Postal destaque que, como em qualquer segmento econômico, a situação não é fácil para ninguém. “Os custos estão cada vez maiores, a margem de lucro para muitos é menor. Tudo precisa ser colocado na ponta do lápis. É necessário diferenciar quais são os gastos da propriedade e quais são os da casa. Fazer uma espécie de contabilidade, para ver se realmente a pessoa está tendo lucratividade ou não naquela atividade é de grande importância. Nós nos deparamos com muitos agricultores que dizem que não sobraram nada durante a safra, mas se perguntar o que fizeram com o dinheiro, pagaram plano de saúde, fizeram uma viagem, trocaram de carro. Isso não são despesas da produção. O agricultor precisa sobreviver sim, ter seu lazer, seu conforto, mas isso é consequência do que ele produziu. Fazer uma viagem, comprar um carro novo é diferente de adquirir um trator, que ele vai usar na propriedade, que vai ter sua depreciação. Então tem que colocar tudo no papel para não ter surpresas quando fechar as contas.

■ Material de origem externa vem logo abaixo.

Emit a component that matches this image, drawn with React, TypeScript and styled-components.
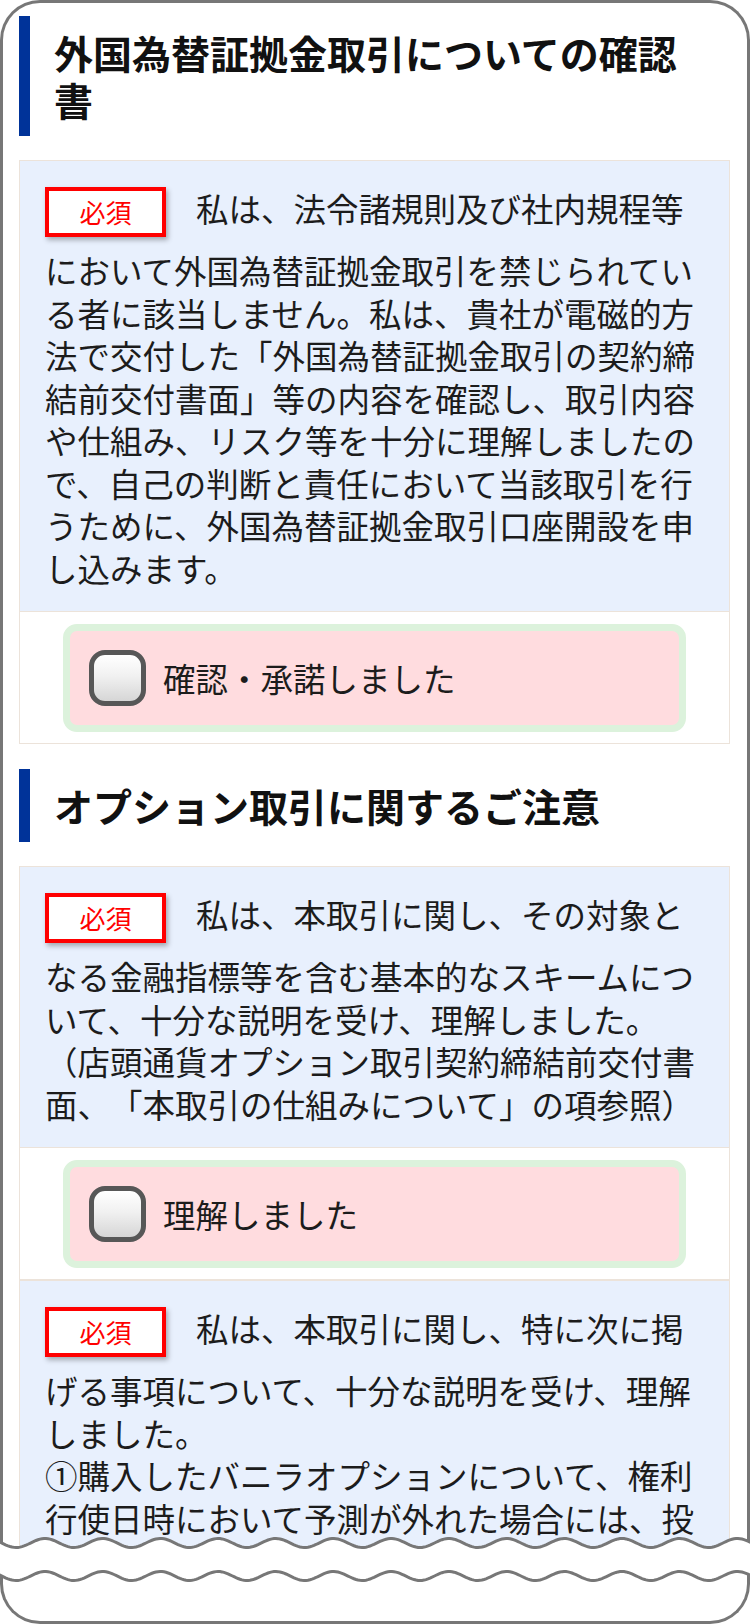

Também é preciso acreditar na agricultura. “Porque principalmente para nós, a agricultura familiar não é só um meio de produção. É um meio de vida. Estamos inseridos na comunidade onde trabalhamos, vivemos, produzimos. Nós cuidamos do meio ambiente, daquela nascente que tem na nossa propriedade, do riacho que passa ao lado, os animais que circulam pelas nossas parreiras, nossas hortas, nossas plantações. Não é uma montagem. Isso é nossa vida. Isso é qualidade de vida”, finaliza o presidente.